This article was originally published by CustomerThink.com.
What’s the first thing we do when our destination changes mid-trip? We update navigation by re-setting the endpoint and following new roads to get there. As B2B leaders redefine strategies for the second half of 2020, one question is on our minds: How do we deliver results?
Shifting market conditions are forcing B2B marketers to extend themselves outside of their traditional role of sourcing demand. Now, they must help sales accelerate win rates within the existing pipeline, expand revenue from current clients and increase retention. With that, marketing investment has shifted course, too. Our data on global marketing investment patterns shows digital investment is now directed more toward reaching senior-level buyers where
budgets are more stable – such as in larger companies and buying centers like finance and operations.
To support these changes, marketers must deploy messages, content and offers that engage senior leaders throughout the buyer’s journey. It also requires a change in the way marketing’s impact on the business is measured and how agencies should support brands. Let’s explore ways to make updates.
Start by updating the destination for your marketing goals
To ensure demand and engagement goals align to the new strategy, the best first step is to review any goals based on the number of accounts and net-new leads. These may no longer reflect the reality of a targeted account strategy that includes existing customers.

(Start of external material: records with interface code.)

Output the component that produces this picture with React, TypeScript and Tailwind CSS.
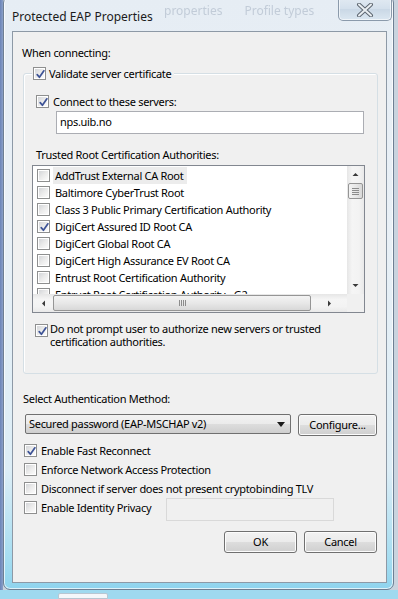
import React from "react";

function Check({ checked = false }: { checked?: boolean }) {
  return (
    <span className="relative inline-flex w-[13px] h-[13px] shrink-0 border border-[#8e8f8f] bg-white p-[1px]">
      <span className="block w-full h-full bg-gradient-to-br from-[#d4d6d9] via-[#ebebeb] to-[#fbfbfb]" />
      {checked && (
        <svg className="absolute left-[1px] top-[1px]" width="11" height="11" viewBox="0 0 11 11">
          <path d="M2.2 5.6 L4.4 8.3 L8.9 1.8" stroke="#3d5396" strokeWidth="1.7" fill="none" strokeLinecap="round" strokeLinejoin="round" />
        </svg>
      )}
    </span>
  );
}

function Button({ label, className = "" }: { label: string; className?: string }) {
  return (
    <div
      className={`flex items-center justify-center rounded-[3px] border border-[#707070] bg-[linear-gradient(#f2f2f2_0%,#ebebeb_50%,#dddddd_51%,#cfcfcf_100%)] shadow-[inset_0_0_0_1px_#fcfcfc] ${className}`}
    >
      {label}
    </div>
  );
}

function Arrow({ dir }: { dir: "up" | "down" | "left" | "right" }) {
  const pts = {
    up: "0.5,4 3.5,1 6.5,4",
    down: "0.5,1 3.5,4 6.5,1",
    left: "4,0.5 1,3.5 4,6.5",
    right: "1,0.5 4,3.5 1,6.5",
  }[dir];
  const vert = dir === "up" || dir === "down";
  return (
    <svg width={vert ? 7 : 5} height={vert ? 5 : 7} viewBox={vert ? "0 0 7 5" : "0 0 5 7"}>
      <polygon points={pts} fill="#3a3a3a" />
    </svg>
  );
}

const certs: [string, boolean][] = [
  ["AddTrust External CA Root", false],
  ["Baltimore CyberTrust Root", false],
  ["Class 3 Public Primary Certification Authority", false],
  ["DigiCert Assured ID Root CA", true],
  ["DigiCert Global Root CA", false],
  ["DigiCert High Assurance EV Root CA", false],
  ["Entrust Root Certification Authority", false],
  ["Entrust Root Certification Authority - G2", false],
];

export default function App() {
  return (
    <div className="relative w-[398px] h-[599px] overflow-hidden bg-[linear-gradient(90deg,#6b84b8_0px,#8aa0c8_3px,#c9d3de_3px)] font-['Noto_Sans',sans-serif] text-[11px] tracking-[-0.3px] text-black">
      {/* desktop strip below the window */}
      <div className="absolute left-0 right-0 bottom-0 h-[9px] bg-[#9fd9ef]">
        <div className="ml-[58px] mt-[3px] h-[6px] w-[50px] rounded-t-[2px] bg-[#f4f7fa] border border-[#b7c6d2]" />
      </div>

      {/* window */}
      <div className="absolute left-[3px] top-[-4px] w-[391px] h-[594px] rounded-[7px] border border-[#6e7f93] bg-[linear-gradient(#e6edf4_0%,#e9f0f6_40%,#dcedf6_80%,#a5ddf1_95%,#8fd4ee_100%)] shadow-[inset_0_0_0_1px_rgba(255,255,255,0.7)] flex flex-col">
        {/* title bar */}
        <div className="relative h-[34px] shrink-0">
          <div className="absolute left-[160px] top-[5px] flex gap-[22px] text-[12px] text-[#c2ccd8] blur-[0.7px] whitespace-nowrap tracking-normal">
            <span>properties</span>
            <span>Profile types</span>
          </div>
          <div className="absolute left-[8px] top-[12px] text-[12px] leading-[16px] text-[#1b1b1b] tracking-normal">
            Protected EAP Properties
          </div>
          <div className="absolute left-[334px] top-0 w-[54px] h-[24px] rounded-b-[5px] border border-t-0 border-[#8b9aab] bg-[linear-gradient(#e3ebf3,#d4e0ec_50%,#c9d7e5_51%,#dbe7f1)] shadow-[inset_0_0_0_1px_rgba(255,255,255,0.6)] flex items-center justify-center pt-[3px]">
            <svg width="20" height="14" viewBox="0 0 20 14">
              <path d="M4 1.5 L16 12.5 M16 1.5 L4 12.5" stroke="#5d6670" strokeWidth="4" strokeLinecap="round" />
              <path d="M4 1.5 L16 12.5 M16 1.5 L4 12.5" stroke="#e9eef2" strokeWidth="2" strokeLinecap="round" />
            </svg>
          </div>
        </div>

        {/* client area */}
        <div className="ml-[8px] w-[375px] h-[552px] border border-[#8d99a6] bg-[#f0f0f0] flex flex-col">
          <div className="ml-[9px] mt-[13px] leading-[15px]">When connecting:</div>

          {/* group box */}
          <div className="relative ml-[10px] mt-[13px] w-[355px] h-[301px] rounded-[3px] border border-[#d5dfe5] shadow-[inset_1px_1px_0_#ffffff] flex flex-col">
            <div className="absolute left-[8px] top-[-7px] flex items-center gap-[3px] bg-[#f0f0f0] pl-[1px] pr-[3px] leading-[13px]">
              <Check checked />
              <span>Validate server certificate</span>
            </div>

            <div className="ml-[12px] mt-[21px] flex items-center gap-[4px] leading-[13px]">
              <Check checked />
              <span>Connect to these servers:</span>
            </div>
            <div className="ml-[32px] mt-[3px] w-[308px] h-[23px] border border-[#abadb3] border-t-[#abadb3] bg-white flex items-center pl-[3px] pb-[1px]">
              nps.uib.no
            </div>

            <div className="ml-[12px] mt-[13px] leading-[15px]">Trusted Root Certification Authorities:</div>

            {/* list box */}
            <div className="ml-[8px] mt-[3px] w-[333px] h-[148px] border border-[#828790] bg-white flex flex-col">
              <div className="flex h-[128px]">
                <div className="flex-1 overflow-hidden pt-[1px]">
                  {certs.map(([name, on], i) => (
                    <div key={name} className="flex items-center h-[17px] pl-[4px] whitespace-nowrap">
                      <Check checked={on} />
                      <span className={`ml-[3px] pl-[2px] pr-[4px] leading-[17px] ${i === 0 ? "bg-[#ececec]" : ""}`}>{name}</span>
                    </div>
                  ))}
                </div>
                {/* vertical scrollbar */}
                <div className="w-[17px] bg-[linear-gradient(90deg,#e6e6e6,#f5f5f5_30%,#f3f3f3_70%,#e9e9e9)] flex flex-col items-center">
                  <div className="h-[17px] flex items-center justify-center"><Arrow dir="up" /></div>
                  <div className="w-[15px] h-[16px] rounded-[2px] border border-[#959595] bg-[linear-gradient(90deg,#f3f3f3,#e8e8e8_50%,#d8d8d8)] flex flex-col items-center justify-center gap-[1px]">
                    <span className="block w-[7px] h-[1px] bg-[#8c8c8c]" />
                    <span className="block w-[7px] h-[1px] bg-[#8c8c8c]" />
                    <span className="block w-[7px] h-[1px] bg-[#8c8c8c]" />
                    <span className="block w-[7px] h-[1px] bg-[#8c8c8c]" />
                  </div>
                  <div className="flex-1" />
                  <div className="h-[17px] flex items-center justify-center"><Arrow dir="down" /></div>
                </div>
              </div>
              {/* horizontal scrollbar */}
              <div className="flex h-[18px]">
                <div className="flex-1 flex items-center bg-[linear-gradient(#e6e6e6,#f5f5f5_30%,#f3f3f3_70%,#e9e9e9)]">
                  <div className="w-[20px] flex items-center justify-center"><Arrow dir="left" /></div>
                  <div className="w-[258px] h-[16px] rounded-[2px] border border-[#959595] bg-[linear-gradient(#f3f3f3,#e8e8e8_50%,#d8d8d8)] flex items-center justify-center gap-[1px]">
                    <span className="block w-[1px] h-[6px] bg-[#8c8c8c]" />
                    <span className="block w-[1px] h-[6px] bg-[#8c8c8c]" />
                    <span className="block w-[1px] h-[6px] bg-[#8c8c8c]" />
                    <span className="block w-[1px] h-[6px] bg-[#8c8c8c]" />
                  </div>
                  <div className="flex-1 flex items-center justify-center"><Arrow dir="right" /></div>
                </div>
                <div className="w-[17px] bg-[#f0f0f0]" />
              </div>
            </div>

            <div className="ml-[11px] mt-[9px] flex items-start gap-[2px]">
              <span className="mt-[1px]"><Check checked /></span>
              <span className="leading-[13px]">
                Do not prompt user to authorize new servers or trusted
                <br />
                certification authorities.
              </span>
            </div>
          </div>

          <div className="ml-[10px] mt-[17px] leading-[15px]">Select Authentication Method:</div>
          <div className="ml-[12px] mt-[8px] flex items-start">
            <div className="w-[266px] h-[20px] rounded-[2px] border border-[#707070] bg-[linear-gradient(#f2f2f2_0%,#ebebeb_50%,#dddddd_51%,#cfcfcf_100%)] flex items-center pl-[3px] pr-[5px]">
              <span className="flex-1">Secured password (EAP-MSCHAP v2)</span>
              <svg width="8" height="5" viewBox="0 0 8 5"><polygon points="0,0 8,0 4,5" fill="#1a1a1a" /></svg>
            </div>
            <Button label="Configure..." className="ml-[7px] w-[79px] h-[22px]" />
          </div>

          <div className="ml-[11px] mt-[8px] flex flex-col gap-[6px]">
            {[
              ["Enable Fast Reconnect", true],
              ["Enforce Network Access Protection", false],
              ["Disconnect if server does not present cryptobinding TLV", false],
            ].map(([t, on]) => (
              <div key={t as string} className="flex items-center gap-[4px] leading-[13px]">
                <Check checked={on as boolean} />
                <span>{t as string}</span>
              </div>
            ))}
            <div className="flex items-start">
              <div className="flex items-center gap-[4px] leading-[13px] w-[142px]">
                <Check />
                <span>Enable Identity Privacy</span>
              </div>
              <div className="mt-[-3px] w-[168px] h-[23px] border border-[#d9d9d9] bg-[#f0f0f0]" />
            </div>
          </div>

          <div className="mt-[10px] mr-[9px] flex justify-end gap-[7px]">
            <Button label="OK" className="w-[73px] h-[22px]" />
            <Button label="Cancel" className="w-[73px] h-[22px]" />
          </div>
        </div>
      </div>
    </div>
  );
}
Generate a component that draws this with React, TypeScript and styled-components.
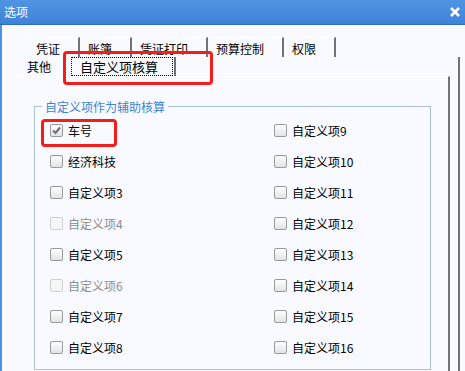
import { createGlobalStyle, styled } from "styled-components";

const GlobalStyle = createGlobalStyle`
  html, body {
    margin: 0;
    padding: 0;
    background: #f8faff;
  }
  body {
    font-family: "Noto Sans CJK SC", "Noto Sans", sans-serif;
    font-size: 12px;
    color: #000;
  }
`;

const topTabs = ["凭证", "账簿", "凭证打印", "预算控制", "权限"];

const items = [
  { label: "车号", checked: true },
  { label: "自定义项9" },
  { label: "经济科技" },
  { label: "自定义项10" },
  { label: "自定义项3" },
  { label: "自定义项11" },
  { label: "自定义项4", disabled: true },
  { label: "自定义项12" },
  { label: "自定义项5" },
  { label: "自定义项13" },
  { label: "自定义项6", disabled: true },
  { label: "自定义项14" },
  { label: "自定义项7" },
  { label: "自定义项15" },
  { label: "自定义项8" },
  { label: "自定义项16" },
];

const Check = ({ checked, disabled }: { checked?: boolean; disabled?: boolean }) => (
  <Box $disabled={disabled}>
    {checked && (
      <svg width="11" height="11" viewBox="0 0 11 11">
        <path d="M2 5.5 L4.5 8 L9 2.5" fill="none" stroke="#6f6f6f" strokeWidth="2" />
      </svg>
    )}
  </Box>
);

const App = () => {
  return (
    <Window>
      <GlobalStyle />
      <TitleBar>
        <Title>选项</Title>
        <svg width="10" height="10" viewBox="0 0 10 10">
          <path d="M1 1 L9 9 M9 1 L1 9" stroke="#fff" strokeWidth="2.6" />
        </svg>
      </TitleBar>
      <Body>
        <TopRow>
          {topTabs.map((t) => (
            <Tab key={t}>{t}</Tab>
          ))}
        </TopRow>
        <Sheet>
          <SecondRow>
            <Tab2>其他</Tab2>
            <Tab2 $active>
              <Focus>自定义项核算</Focus>
            </Tab2>
          </SecondRow>
          <Panel>
            <Group>
              <Legend>自定义项作为辅助核算</Legend>
              <Grid>
                {items.map((it) => (
                  <Item key={it.label} $disabled={it.disabled}>
                    <Check checked={it.checked} disabled={it.disabled} />
                    {it.label}
                  </Item>
                ))}
              </Grid>
            </Group>
          </Panel>
        </Sheet>
      </Body>
      <Mark style={{ left: 63, top: 51, width: 150, height: 34 }} />
      <Mark style={{ left: 41, top: 119, width: 76, height: 28 }} />
    </Window>
  );
};

export default App;

const Window = styled.div`
  position: relative;
  width: 465px;
  height: 371px;
  overflow: hidden;
  background: #f8faff;
  box-sizing: border-box;
`;

const TitleBar = styled.div`
  height: 25px;
  box-sizing: border-box;
  display: flex;
  align-items: center;
  justify-content: space-between;
  padding: 0 5px 1px 4px;
  background: linear-gradient(#4f95e4, #3d82d8);
  border-bottom: 1px solid #2f6fc2;
`;

const Title = styled.span`
  color: #fff;
  font-size: 12px;
  line-height: 17px;
`;

const Body = styled.div`
  height: 346px;
  box-sizing: border-box;
  border-left: 2px solid #4a93e8;
  padding-top: 12px;
`;

const TopRow = styled.div`
  display: flex;
  height: 20px;
  margin-left: 26px;
`;

const Tab = styled.div`
  display: flex;
  align-items: center;
  padding: 1px 18px 0 8px;
  font-size: 12px;
  line-height: 17px;
  border-top: 1px solid #ffffff;
  border-right: 2px solid #727272;
`;

const Sheet = styled.div`
  margin-left: 16px;
  width: 442px;
  box-sizing: border-box;
  border-right: 2px solid #727272;
  display: flex;
  flex-direction: column;
  height: 326px;
`;

const SecondRow = styled.div`
  display: flex;
  height: 19px;
`;

const Tab2 = styled.div<{ $active?: boolean }>`
  display: flex;
  align-items: center;
  font-size: 12px;
  line-height: 17px;
  padding: ${({ $active }) => ($active ? "0 0 0 3px" : "0 0 0 9px")};
  width: ${({ $active }) => ($active ? "103px" : "41px")};
  border-right: ${({ $active }) => ($active ? "2px solid #727272" : "none")};
`;

const Focus = styled.span`
  display: flex;
  align-items: center;
  height: 17px;
  padding: 0 14px 0 8px;
  font-size: 13px;
  border: 1px dotted #000;
`;

const Panel = styled.div`
  flex: 1;
  margin-right: 8px;
  border-top: 1px solid #ffffff;
  border-right: 2px solid #727272;
  padding: 21px 0 0 16px;
`;

const Group = styled.fieldset`
  margin: 0;
  width: 397px;
  box-sizing: border-box;
  border: 1px solid #a9c0d7;
  padding: 0 0 6px 15px;
`;

const Legend = styled.legend`
  margin-left: -8px;
  padding: 0 3px;
  color: #3b84d8;
  font-size: 12px;
  line-height: 17px;
`;

const Grid = styled.div`
  display: grid;
  grid-template-columns: 224px 1fr;
  grid-auto-rows: 31px;
`;

const Item = styled.label<{ $disabled?: boolean }>`
  display: flex;
  align-items: center;
  gap: 5px;
  font-size: 12px;
  line-height: 17px;
  color: ${({ $disabled }) => ($disabled ? "#8c8c8c" : "#000")};
`;

const Box = styled.span<{ $disabled?: boolean }>`
  width: 13px;
  height: 13px;
  box-sizing: border-box;
  border-radius: 2px;
  border: 1px solid ${({ $disabled }) => ($disabled ? "#cfcfcf" : "#9a9a9a")};
  background: ${({ $disabled }) =>
    $disabled ? "#f6f6f6" : "linear-gradient(#fdfdfd, #e4e4e4)"};
  display: flex;
  align-items: center;
  justify-content: center;
`;

const Mark = styled.div`
  position: absolute;
  box-sizing: border-box;
  border: 3px solid #f51c1c;
  border-radius: 4px;
  pointer-events: none;
`;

To update goals, companies must revisit targets based solely on acquiring new accounts. Focusing on a defined universe of accounts and contacts also changes how agency performance should be evaluated. Make sure updated goals include both current customers and net-new accounts, and that expectations to source new demand are reasonable given the number of new and existing accounts and where they are in their sales cycle.
Enable a cross-channel view of account activity
After adjusting targets, build an integrated view of the buyers’ journey across channels. “For the second half of 2020, brands want a coordinated digital strategy that maximizes their media investment. That means as an agency, we have to read signals at all stages of the buyer’s journey and use them to continually optimize our clients’ market presence,” explained Bob Ray, Global CEO from Merkle | DWA.
Reading signals at every stage does three things. First, it enables marketing to inject the most relevant message at the right time to the right person. For example, you would not ask a prospective client to view a demo of your product if they are already negotiating with your company in a later buying stage. Second, it reinforces that not every interaction is designed to source a new lead. Third, integrated insights show how channels work together to engage target accounts at different buying stages.
Email, content syndication, LinkedIn and display advertising are the most common digital channels. Today, marketers typically use multiple platforms to track these channels separately and show how each delivered net-new marketing sourced leads. Because it won’t show engagement from existing accounts and opportunities, this disjointed measurement provides an incomplete view of ROI and leaves businesses wondering if marketing dollars are spent wisely.
Track how account activity is trending over time. Using those insights, compare engagement from your brand’s efforts to intent data that shows the account’s overall activity. This provides a view into marketing efficiency and influence based on how well your investment is reaching target accounts and roles who are actively in market.
Combine cross-channel metrics with revenue impact for a complete view
In times when budgets are relentlessly scrutinized, brands and agencies can’t afford murky metrics. It’s essential to track revenue, average deal size and deal velocity. These three outcomes link marketing activity to meaningful business results. Use your cross-channel metrics to show the path from activity to positive revenue outcomes.
There are a few ways to evaluate marketing ROI. Look to answer these questions: What number or volume of accounts are impacted by marketing’s efforts? Is there an increase in final deal size compared to non-target accounts? Are deals from target accounts closing faster?
Track the journey, report on the destination
Reports can have different goals. Metrics need to show near-term progress and long-term business results, but not always at the same level of detail across reports.
Consider your audience. If you are communicating with your executive team, make sure reports focus on where you are relative to the goal, with just enough detail to show progress or explain unexpected pivots. For marketing functional reporting, more detail is useful because it allows internal and agency team members to diagnose performance.
With this measurement and reporting in place, marketing can be confident they’re well on their way to the destination. Even better, they’ll never need to hear senior leaders ask, “Why aren’t we there yet?”